I can get away with charging less because I use a computer to reduce my work times. I'm still drawing and coloring, but using the computer helps it all go faster. I'm also not going for ultra-realism. You want ultra-realism, take a picture with some really high quality black and white high-contrast film. I prefer to leave out certain details that otherwise distract from the truth that lies beneath. I discuss my methods more in the "Digital Techniques" page, linked below.
The $6000 portratist will also fly to your home, take a lot of pictures in a lot of different poses, and usually expect you to pay his travel and lodging expenses. If you got email, you can send me a few photographs and save a lot of expense there.

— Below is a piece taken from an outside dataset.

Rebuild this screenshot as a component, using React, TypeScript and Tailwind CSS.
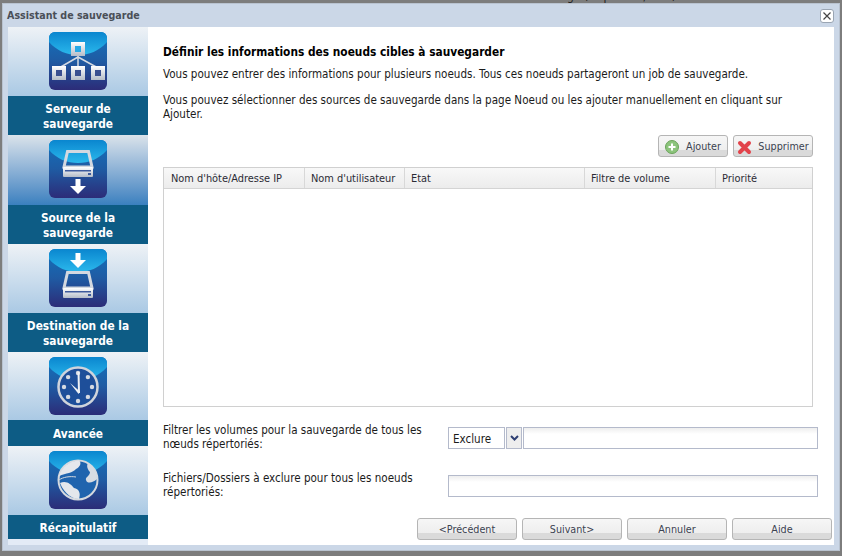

I do my works for under $100 because I'm having fun with them. I'm not feeding my family on this money. I'm having fun and making a little something on the side. I want you to have fun, too, so I make the fun accessible. These won't be one-shot deals, either. If you need another, I can make another for you for cheap. If you want more than one done in your lifetime, this is a price you can easily afford.
Look at this another way... if you drop $6000 on me, you won't get just one picture. You'll get about 80 to 100. That's a whole lotta fun.